/conar

Official code for the paper `Neural Algorithmic Reasoning for Combinatorial Optimisation`

Primary LanguagePythonMIT LicenseMIT

Neural Algorithmic Reasoning for Combinatorial Optimisation

Official code repository for the paper Neural Algorithmic Reasoning for Combinatorial Optimisation.

Key files/locations

  • baselines/: Deterministic baseline algorithms for comparison.

  • datasets/: Code responsible for handling the datasets

  • layers/+models/: Our model's implementations are in those two locations. We have aimed to keep to the following "rule": If a class is NOT a pytorch lightning class, it is responsible for processing a datapoint, but NOT for loss computation, dataloaders, etc. If it is a pytorch lightning class, then the code related to loss computation/dataloaders/logging/etc. is likely to be there.

  • prepare_datasets.py: Script to generate and preprocess the data used for training and testing.

  • serialised_models/: Pre-trained models for reproducing paper results. These models offer a starting point for further experimentation and research. Due to repository space constraints we provide only the key pre-trained models. We are happy to provide other models on a per-case basis.

    Any models that you train will be saved in the directory in the format best_+given name. If you do not explicitly provide a name (using --model-name), the date+time at the time of the starting of the training script is used.

    To avoid mixing provided models with those that you may wish to train, our pre-trained checkpoints are in individual subdirectories.

  • train_reasoner.py: Main script for training neural algorithmic reasoners.

  • train_tsp.py: Script for fine-tuning algorithmic reasoners on TSP problems.

  • train_vkc.py: Script for fine-tuning algorithmic reasoners on VKC problems.
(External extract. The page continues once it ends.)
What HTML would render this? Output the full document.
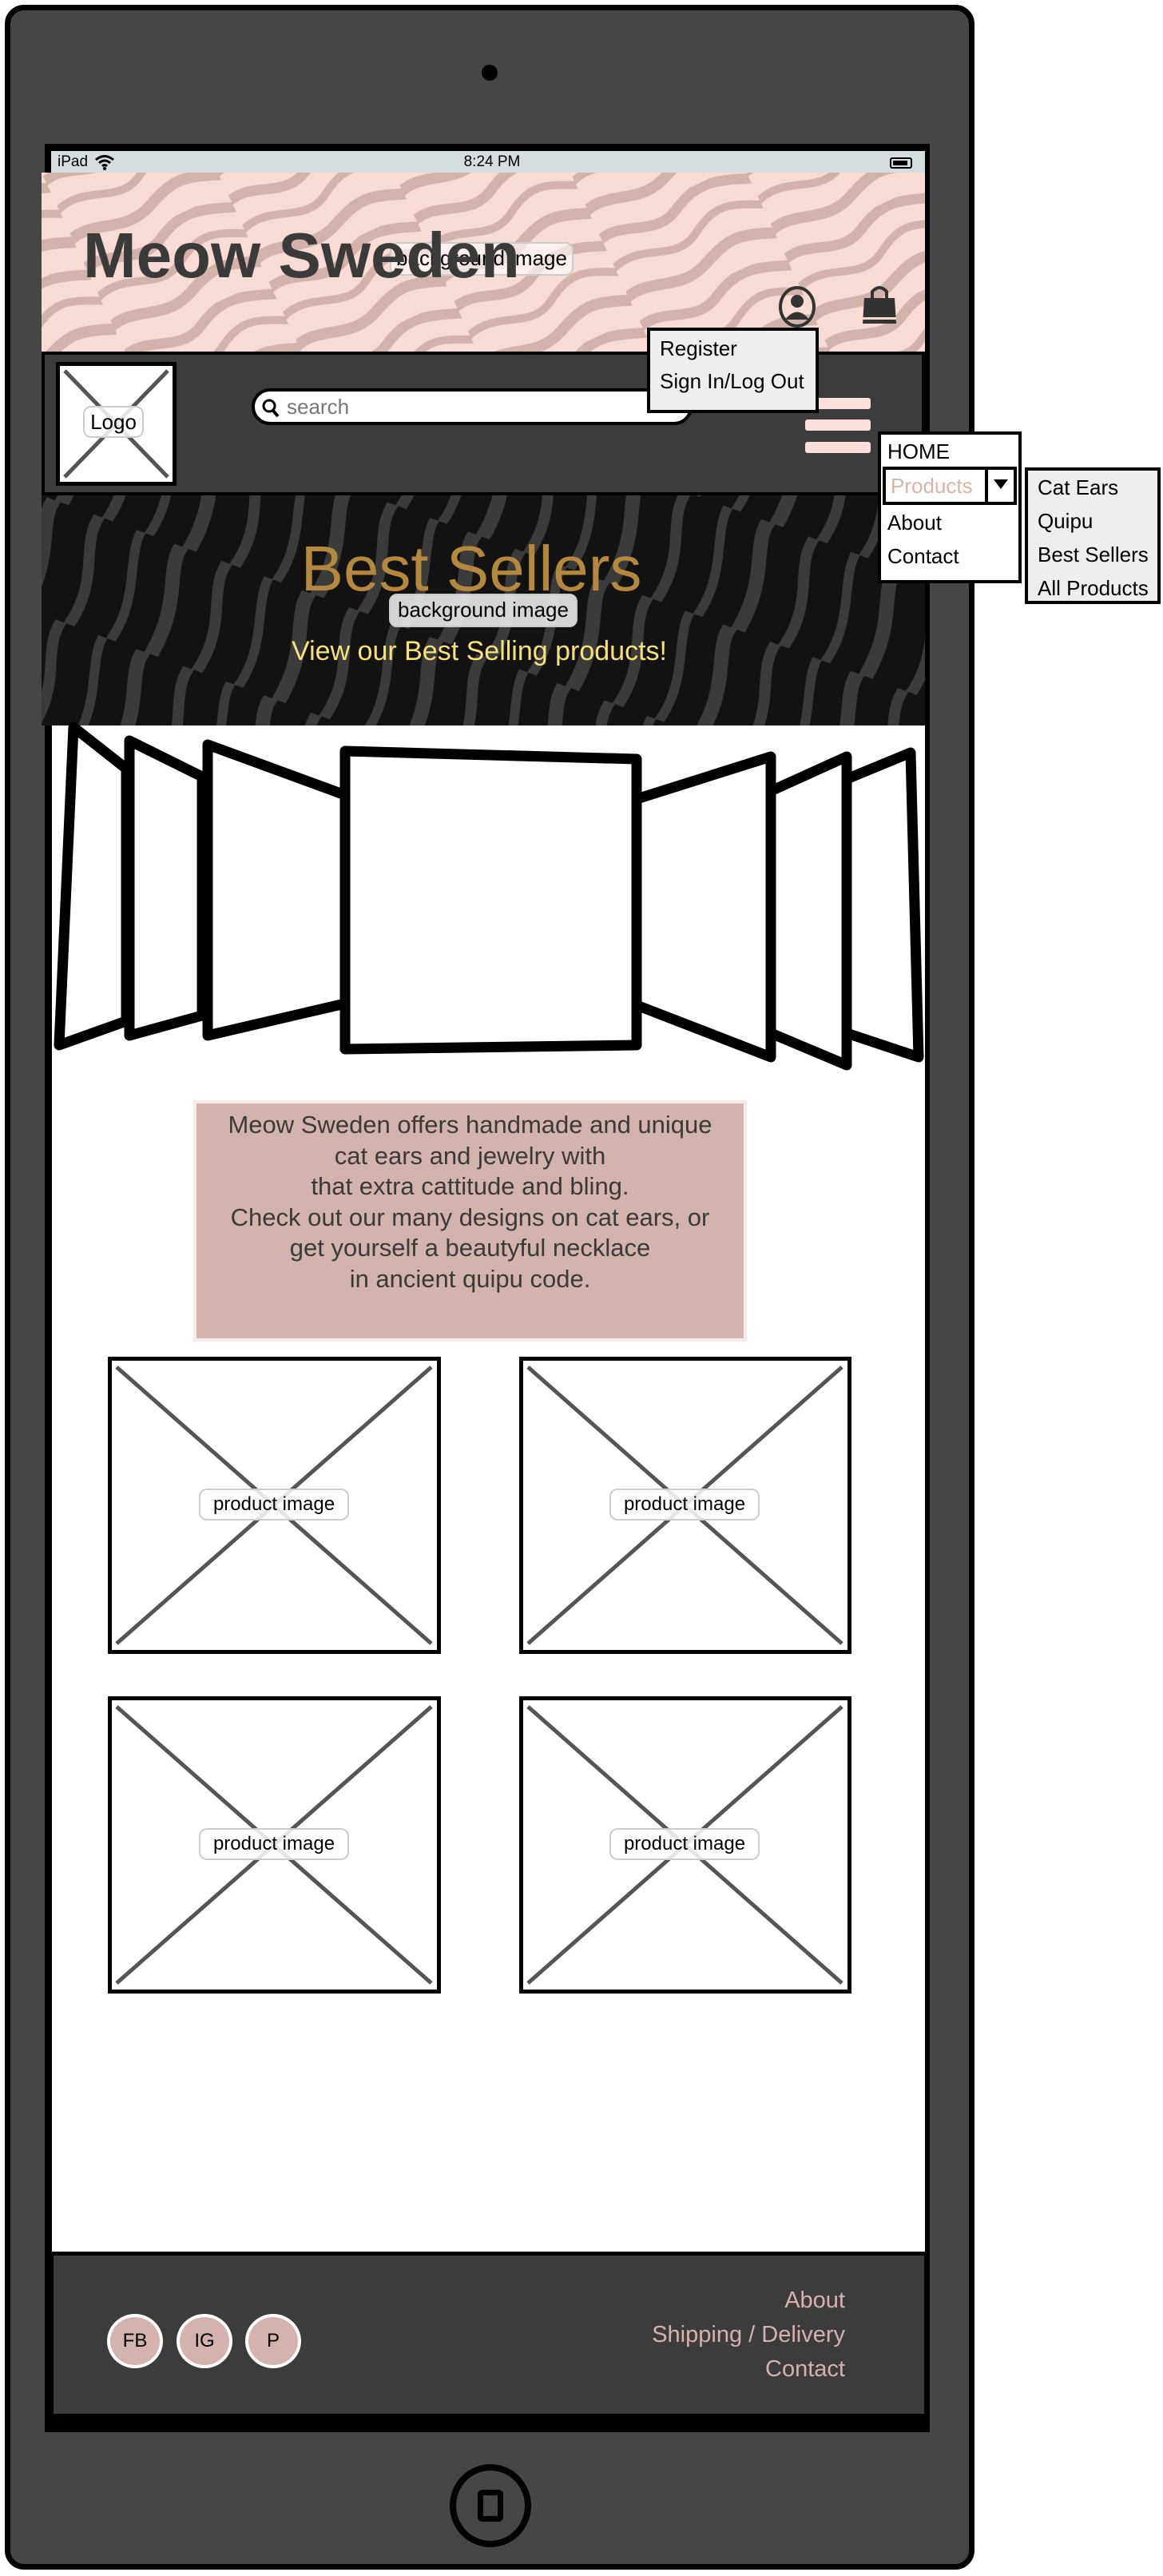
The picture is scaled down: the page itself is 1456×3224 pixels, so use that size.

  • test_*.py: Scripts for testing models. (* denotes a wildmark, there is no file test_*.py)

Data Preparation

IMPORTANT: Use only prepare_datasets.py to generate the datasets required for training and evaluating the models. The data may end up different from ours otherwise!

Getting Started

  1. Install Dependencies:

    To start with, make sure your GPU drivers are up-to date.

    We provide two ways to install our dependencies.

    • Option 1:

      pip install -r requirements.txt

      This will install most (see below) of the necessary libraries in the current python environment. The CLRS-30 repository will be installed from here. The JAX library may be installed without GPU support. PyTorch/PyG will still be GPU-enabled.

    • Option 2:

      conda env create -f gpuenv.yml

      This will install most (see below) of the necessary libraries in a new environment named conar and JAX will also be GPU-enabled. However, you have to clone CLRS-30 from its GitHub repository and edit gpuenv.yml (line 33).

    Regardless of which option you choose, you have to manually:

    • Install pyconcorde. See here.
    • Install Gurobi. See here.
    • Install LKH. See here. Copy the executable to /usr/local/bin/.
  2. Prepare Data:

    python prepare_datasets.py

    To ensure that generated data are the same as in our paper, compare with the following checksum and datapoint:

    5586df9e7f8bcdf36d7c08f2bce3f23e1cdf45fc  data/tsp_large/num_nodes_16/processed/train/data_1001.pt

    If this matches, almost certainly the rest will match too.

    NOTE: If you use different PyTorch version, the sha may differ, but the data may still be the same.

  3. Training Models:

    • For the neural algorithmic reasoner:
      python train_reasoner.py [OPTIONS]
    • For TSP solver:
      python train_tsp.py [OPTIONS]
    • For VKC solver:
      python train_vkc.py [OPTIONS]
  4. Evaluating Models:

    • test_co.py can be used for evaluating model performance on both TSP and VKC tasks.

For more detailed instructions and documentation, refer to the individual script files and comments within the code. [OPTIONS] for each script can be viewed in the beginning of each file or by calling the script with the --help command.